10 Dec 2009

AAA rating safe for now but is there a trap for the Tories?

2034, when I’m the spritely age of 57, is when the public finances will return to Gordon Brown’s previous definition of prudence (debt less than 40 per cent of GDP), according to the long term fiscal projections released with the budget.

There can be no doubt about the weighty burden of debt afflicting Britain’s younger generations. But there is a remarkable fact about yesterday’s numbers.

Despite the pre-emptive warnings from the credit ratings agencies, the chancellor dared to increase, not decrease borrowing – compared to April’s Budget forecast – over the next three years before a slight relative payback in 2014-15.

Incredibly he chose to raise taxes, but then spent all of that money, and he spent the material bonus derived from higher stock and house prices, and he spent even more than that too. So he raised taxes, and chose not to pay off debt. I would call that a snub to the credit rating agencies.

On top of that, his rhetoric was unapologetic about the need not to contract immediately. He seemed to be referring directly to Richard Koo’s argument about Japan, made to me on Monday’s show, in his PBR speech.

The chancellor said: “When Japan tightened prematurely in the 1990s it pushed the economy back into recession, making debts and deficits much higher, not lower.”

Koo said on Channel 4 News that the Japanese deficit reduction plan which aimed to cut 15 trillion yen from Japan’s borrowing in 1996 ended up adding 16 trillion yen instead. See the full interview here.

On top of that Mr Darling made pointed remarks about the need for an “orderly” deficit reduction. So it was a clear message: yes we’ll cut the deficit, but in our own time, thank you.

And here’s the crucial fact: the gilt markets did not hammer UK sovereign debt yesterday, although this morning there was a bit of a delayed reaction. Having said that, the ratings agencies said the PBR had “not materially changed” the picture on the UK’s credit rating.
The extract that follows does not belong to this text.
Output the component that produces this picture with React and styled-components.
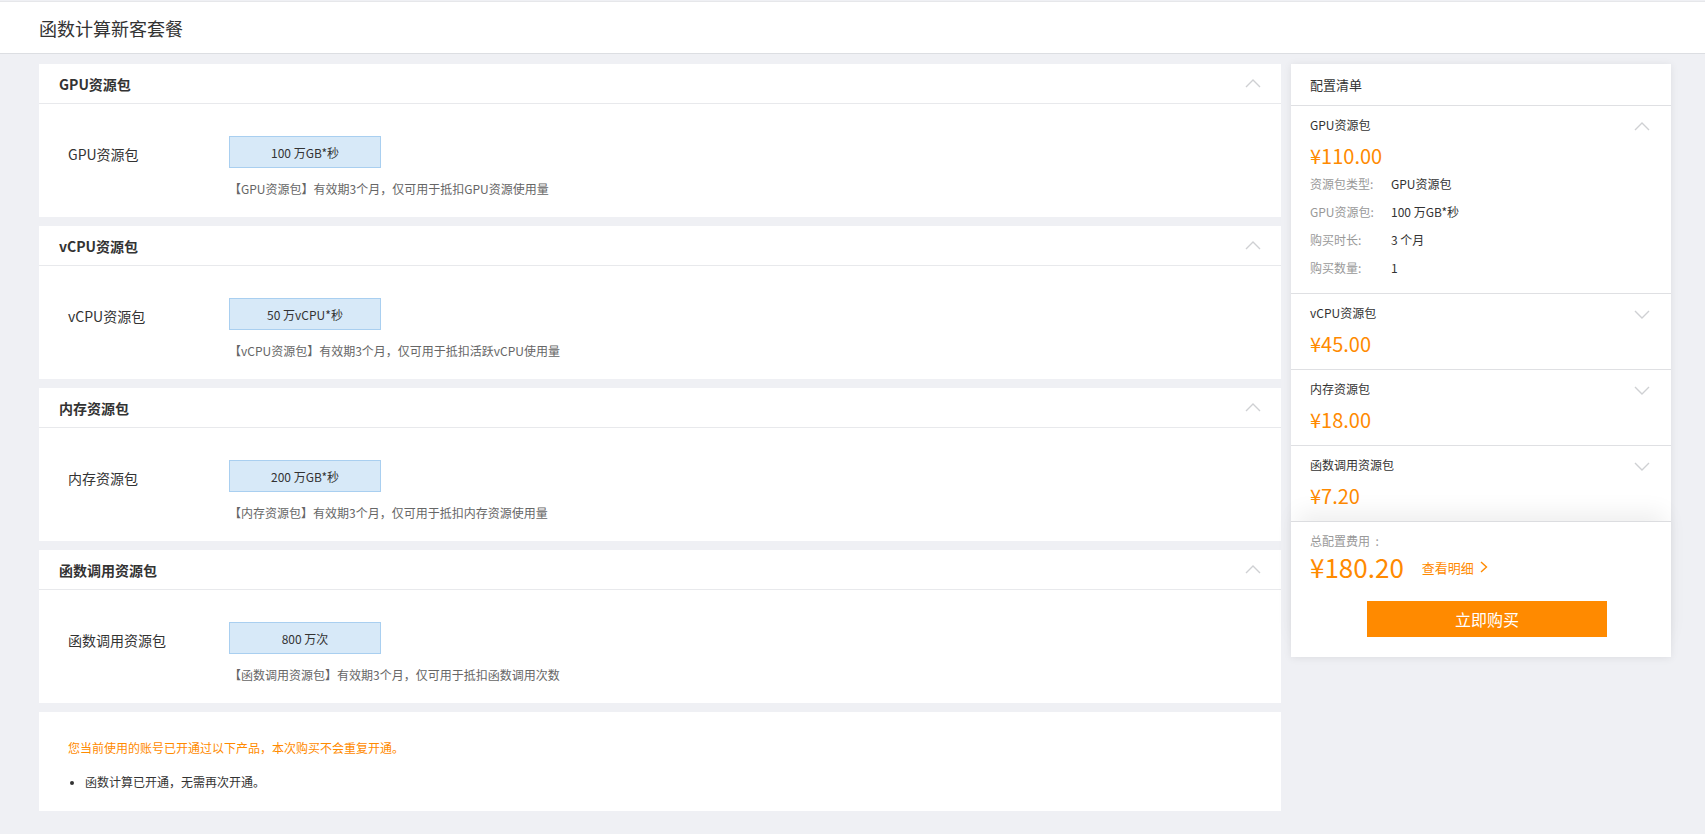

In many ways the Treasury and the chancellor got away with something that I had thought might “test the market” more.

Perhaps they were just relieved that there was no further stimulus package announced, as is the case in Japan. Maybe they are waiting until a post-election flash of clarity and honesty. But as it stands, it is almost impossible that the UK will actually lose its AAA credit rating before the election.

We’ll find out today from the IFS about the savage cuts implied, though not outlined, by yesterday’s numbers to non-priority areas such as transport, housing, and universities. There is a clear democratic argument for a spending review to occur with the budget.

But I’m increasingly of the opinion that this PBR has given the opposition a serious headache. Markets didn’t care about the extra debt as much as the opposition has claimed. And as opaque as the Labour deficit-halving strategy is, the Tories have to find even more cuts or tax rises to cut it faster.

So as a matter of basic mathematics, George Osborne’s will necessarily be as opaque as Darling’s, and then some. That is why the Tory frontbench have opposed absolutely nothing that the Chancellor announced yesterday.

If Mr Osborne is serious about faster deficit reduction he will have to choose to either 1) de-prioritise schools/police, 2) savage transport/housing even more or 3) raise taxes.

Labour will hammer them on an alleged plan to raise VAT I’m told. Liam Byrne is already flashing around a suggestion that quickening the pace of deficit reduction by one year will cost £26bn in spending cuts or tax rises, which he is convinced will come from a secret Conservative VAT rise.

Tory insiders say they “don’t recognise” Liam Byrne’s £26bn number and that it’s “ridiculous”.

The other option, of course, is to cut back benefits even more. As Labour have already bagged the “easy” tax rises, and some of the “easy” spending cuts, that’s where I bet that an Osborne Treasury would have to find the money to pay down the national debt more quickly.

Numbers would be great. From both parties.

Off to the IFS now, live tweets from one-ish on: twitter.com/faisalislam

Watch out for the international reaction to the bonus tax. The Wall St Journal, bible of capitalism says bonus tax is “entirely justifiable response to the sector’s failure to exercise self-restraint”.